What is asked:
Show every line below where "React" can be found.

Given entries:
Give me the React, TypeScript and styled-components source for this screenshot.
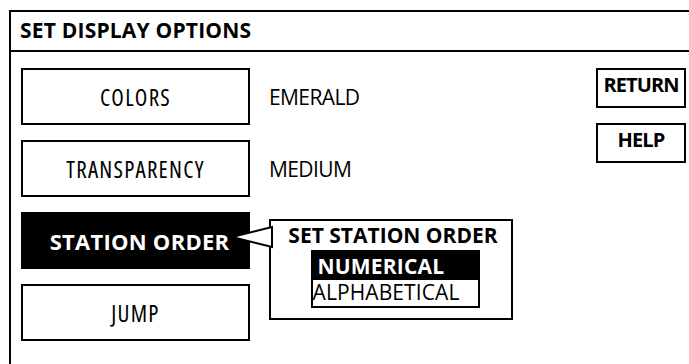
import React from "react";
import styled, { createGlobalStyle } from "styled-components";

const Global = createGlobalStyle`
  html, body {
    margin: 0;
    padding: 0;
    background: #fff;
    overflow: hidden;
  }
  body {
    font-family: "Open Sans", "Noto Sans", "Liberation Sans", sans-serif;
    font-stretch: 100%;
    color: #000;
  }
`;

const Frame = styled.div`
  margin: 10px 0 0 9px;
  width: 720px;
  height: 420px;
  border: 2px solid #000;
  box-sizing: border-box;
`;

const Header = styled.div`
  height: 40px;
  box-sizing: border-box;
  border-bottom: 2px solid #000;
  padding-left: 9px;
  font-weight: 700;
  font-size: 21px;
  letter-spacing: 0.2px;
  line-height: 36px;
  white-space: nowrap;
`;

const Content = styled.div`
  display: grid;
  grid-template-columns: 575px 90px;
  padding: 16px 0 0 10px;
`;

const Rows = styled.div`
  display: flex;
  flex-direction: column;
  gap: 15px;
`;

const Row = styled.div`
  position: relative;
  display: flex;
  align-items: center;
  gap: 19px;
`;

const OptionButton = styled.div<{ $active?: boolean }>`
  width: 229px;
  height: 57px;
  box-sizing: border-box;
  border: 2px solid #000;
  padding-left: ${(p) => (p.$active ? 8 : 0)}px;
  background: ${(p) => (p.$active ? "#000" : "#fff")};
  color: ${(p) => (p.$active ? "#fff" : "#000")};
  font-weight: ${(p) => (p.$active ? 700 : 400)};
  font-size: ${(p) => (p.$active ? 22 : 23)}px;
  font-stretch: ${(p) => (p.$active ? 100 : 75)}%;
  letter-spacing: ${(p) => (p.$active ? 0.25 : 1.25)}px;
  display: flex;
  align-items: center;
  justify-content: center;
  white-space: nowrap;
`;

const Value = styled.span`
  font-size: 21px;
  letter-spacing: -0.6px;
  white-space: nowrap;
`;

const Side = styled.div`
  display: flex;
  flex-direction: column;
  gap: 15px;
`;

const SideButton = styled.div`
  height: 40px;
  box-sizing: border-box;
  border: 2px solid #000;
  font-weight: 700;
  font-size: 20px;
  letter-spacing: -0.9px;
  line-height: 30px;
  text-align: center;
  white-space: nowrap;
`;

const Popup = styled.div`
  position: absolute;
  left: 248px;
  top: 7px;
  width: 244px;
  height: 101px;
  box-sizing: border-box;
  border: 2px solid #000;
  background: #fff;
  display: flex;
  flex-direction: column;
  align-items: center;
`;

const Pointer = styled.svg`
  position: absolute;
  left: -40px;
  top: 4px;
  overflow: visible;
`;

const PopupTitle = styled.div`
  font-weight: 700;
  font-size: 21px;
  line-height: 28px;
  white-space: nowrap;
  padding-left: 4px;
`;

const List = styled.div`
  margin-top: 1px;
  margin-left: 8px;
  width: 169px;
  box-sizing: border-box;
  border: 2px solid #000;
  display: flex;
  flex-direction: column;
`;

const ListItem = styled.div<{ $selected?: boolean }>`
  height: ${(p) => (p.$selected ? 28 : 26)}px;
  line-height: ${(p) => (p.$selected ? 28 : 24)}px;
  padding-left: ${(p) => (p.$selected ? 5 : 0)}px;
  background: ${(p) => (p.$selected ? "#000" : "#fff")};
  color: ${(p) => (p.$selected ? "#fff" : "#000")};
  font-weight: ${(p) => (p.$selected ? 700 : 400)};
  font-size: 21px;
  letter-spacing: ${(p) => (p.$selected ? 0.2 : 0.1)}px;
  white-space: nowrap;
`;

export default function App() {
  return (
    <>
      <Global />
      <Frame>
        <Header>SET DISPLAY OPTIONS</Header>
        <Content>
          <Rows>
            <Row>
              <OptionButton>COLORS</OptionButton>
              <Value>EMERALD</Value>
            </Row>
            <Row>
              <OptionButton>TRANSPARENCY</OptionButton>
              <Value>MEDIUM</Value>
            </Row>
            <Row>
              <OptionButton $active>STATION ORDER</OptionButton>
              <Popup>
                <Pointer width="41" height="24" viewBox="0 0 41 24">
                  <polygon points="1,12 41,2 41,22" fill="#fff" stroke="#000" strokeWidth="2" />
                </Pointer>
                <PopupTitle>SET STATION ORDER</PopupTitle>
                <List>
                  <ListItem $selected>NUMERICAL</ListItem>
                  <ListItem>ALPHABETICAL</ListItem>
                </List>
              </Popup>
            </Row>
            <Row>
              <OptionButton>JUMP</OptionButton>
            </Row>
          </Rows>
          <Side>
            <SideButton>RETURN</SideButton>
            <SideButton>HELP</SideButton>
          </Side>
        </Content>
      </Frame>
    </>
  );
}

--

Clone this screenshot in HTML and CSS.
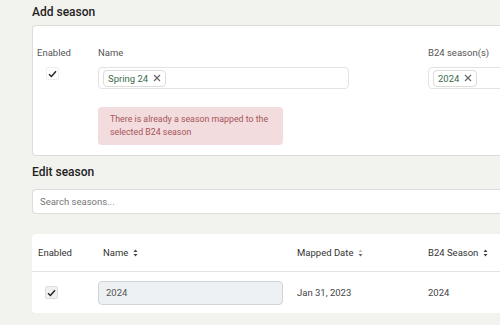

---

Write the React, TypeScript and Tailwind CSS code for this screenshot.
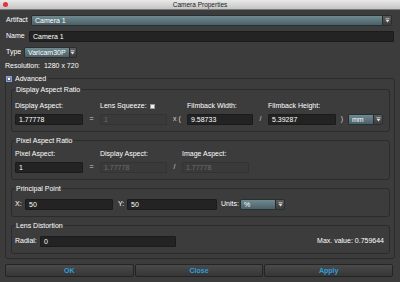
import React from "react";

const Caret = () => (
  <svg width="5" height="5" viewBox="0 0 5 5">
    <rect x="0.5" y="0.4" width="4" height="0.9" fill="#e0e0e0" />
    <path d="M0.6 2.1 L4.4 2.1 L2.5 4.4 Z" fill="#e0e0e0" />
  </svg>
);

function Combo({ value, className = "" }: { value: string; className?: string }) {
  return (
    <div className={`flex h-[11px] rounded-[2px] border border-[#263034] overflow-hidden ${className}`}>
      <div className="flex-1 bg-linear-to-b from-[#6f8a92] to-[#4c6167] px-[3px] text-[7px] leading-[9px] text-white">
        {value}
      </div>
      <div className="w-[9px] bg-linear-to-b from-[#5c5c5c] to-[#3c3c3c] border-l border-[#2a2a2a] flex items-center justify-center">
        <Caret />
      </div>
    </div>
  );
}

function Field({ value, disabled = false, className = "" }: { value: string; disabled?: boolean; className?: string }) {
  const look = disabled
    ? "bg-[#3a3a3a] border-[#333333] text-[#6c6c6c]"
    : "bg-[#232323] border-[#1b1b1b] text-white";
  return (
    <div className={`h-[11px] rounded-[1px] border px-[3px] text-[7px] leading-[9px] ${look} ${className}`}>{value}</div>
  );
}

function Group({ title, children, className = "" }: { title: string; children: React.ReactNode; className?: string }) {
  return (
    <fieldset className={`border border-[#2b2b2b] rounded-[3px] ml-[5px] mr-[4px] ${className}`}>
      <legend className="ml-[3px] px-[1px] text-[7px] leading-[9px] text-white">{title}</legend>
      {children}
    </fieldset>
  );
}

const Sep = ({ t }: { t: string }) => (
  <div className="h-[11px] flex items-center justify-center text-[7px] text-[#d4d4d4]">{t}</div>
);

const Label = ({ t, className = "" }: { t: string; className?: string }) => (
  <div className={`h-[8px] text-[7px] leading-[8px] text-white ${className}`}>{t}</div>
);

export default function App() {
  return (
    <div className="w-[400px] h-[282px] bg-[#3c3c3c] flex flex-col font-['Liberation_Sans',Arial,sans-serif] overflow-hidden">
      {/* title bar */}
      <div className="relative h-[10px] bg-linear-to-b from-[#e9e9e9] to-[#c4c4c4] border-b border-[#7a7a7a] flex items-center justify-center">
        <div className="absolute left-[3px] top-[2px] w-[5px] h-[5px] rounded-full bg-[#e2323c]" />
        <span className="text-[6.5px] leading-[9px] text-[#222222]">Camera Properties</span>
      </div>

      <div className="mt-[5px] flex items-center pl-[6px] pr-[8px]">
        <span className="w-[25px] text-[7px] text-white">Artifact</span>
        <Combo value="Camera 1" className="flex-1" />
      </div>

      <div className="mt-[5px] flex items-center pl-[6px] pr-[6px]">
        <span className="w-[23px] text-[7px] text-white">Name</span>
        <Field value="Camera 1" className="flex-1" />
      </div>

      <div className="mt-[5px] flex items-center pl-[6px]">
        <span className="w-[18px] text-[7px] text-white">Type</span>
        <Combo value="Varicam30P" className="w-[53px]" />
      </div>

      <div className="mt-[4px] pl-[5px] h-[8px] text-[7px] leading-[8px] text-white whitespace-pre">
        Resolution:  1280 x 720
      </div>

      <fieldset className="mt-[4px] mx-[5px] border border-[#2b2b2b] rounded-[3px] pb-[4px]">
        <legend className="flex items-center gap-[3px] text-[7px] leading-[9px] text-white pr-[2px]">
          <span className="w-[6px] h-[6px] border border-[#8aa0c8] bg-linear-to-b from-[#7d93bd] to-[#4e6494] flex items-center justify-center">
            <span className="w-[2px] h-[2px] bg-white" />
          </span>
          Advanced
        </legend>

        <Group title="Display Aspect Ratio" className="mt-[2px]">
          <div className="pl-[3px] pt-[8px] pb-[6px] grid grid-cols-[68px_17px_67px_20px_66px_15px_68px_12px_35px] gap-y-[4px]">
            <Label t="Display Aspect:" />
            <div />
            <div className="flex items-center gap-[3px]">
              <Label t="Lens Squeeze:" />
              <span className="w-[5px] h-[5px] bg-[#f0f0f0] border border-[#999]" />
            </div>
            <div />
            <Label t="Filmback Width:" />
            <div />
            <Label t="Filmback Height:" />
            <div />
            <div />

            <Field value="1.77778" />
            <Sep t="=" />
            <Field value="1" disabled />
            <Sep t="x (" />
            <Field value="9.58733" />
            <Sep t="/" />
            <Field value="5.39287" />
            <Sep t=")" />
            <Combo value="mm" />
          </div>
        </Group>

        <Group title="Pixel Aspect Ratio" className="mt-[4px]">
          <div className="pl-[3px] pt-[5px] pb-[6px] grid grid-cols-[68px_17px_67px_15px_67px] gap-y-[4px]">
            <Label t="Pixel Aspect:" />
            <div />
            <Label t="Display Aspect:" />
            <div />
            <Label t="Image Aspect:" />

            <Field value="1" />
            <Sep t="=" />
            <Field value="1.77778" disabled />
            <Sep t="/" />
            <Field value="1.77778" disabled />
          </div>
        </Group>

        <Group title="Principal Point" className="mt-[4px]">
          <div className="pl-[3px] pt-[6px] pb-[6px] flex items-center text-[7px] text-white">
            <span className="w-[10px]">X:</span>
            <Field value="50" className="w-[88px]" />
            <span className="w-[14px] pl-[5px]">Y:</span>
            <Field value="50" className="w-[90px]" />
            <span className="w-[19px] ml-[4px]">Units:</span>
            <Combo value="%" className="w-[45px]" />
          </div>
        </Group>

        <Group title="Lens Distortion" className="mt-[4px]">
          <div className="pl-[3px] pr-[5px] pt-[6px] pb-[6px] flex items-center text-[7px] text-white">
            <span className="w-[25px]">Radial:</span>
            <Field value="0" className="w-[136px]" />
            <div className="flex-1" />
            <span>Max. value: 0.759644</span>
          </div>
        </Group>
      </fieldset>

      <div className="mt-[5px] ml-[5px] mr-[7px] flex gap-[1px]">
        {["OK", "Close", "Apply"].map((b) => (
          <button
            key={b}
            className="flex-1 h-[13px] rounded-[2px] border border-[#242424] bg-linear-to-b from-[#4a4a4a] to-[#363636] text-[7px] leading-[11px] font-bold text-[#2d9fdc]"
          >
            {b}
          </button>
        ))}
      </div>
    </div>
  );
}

Written solution:
Give me the React, TypeScript and styled-components source for this screenshot.
import React from "react";
Write the React, TypeScript and Tailwind CSS code for this screenshot.
import React from "react";
function Group({ title, children, className = "" }: { title: string; children: React.ReactNode; className?: string }) {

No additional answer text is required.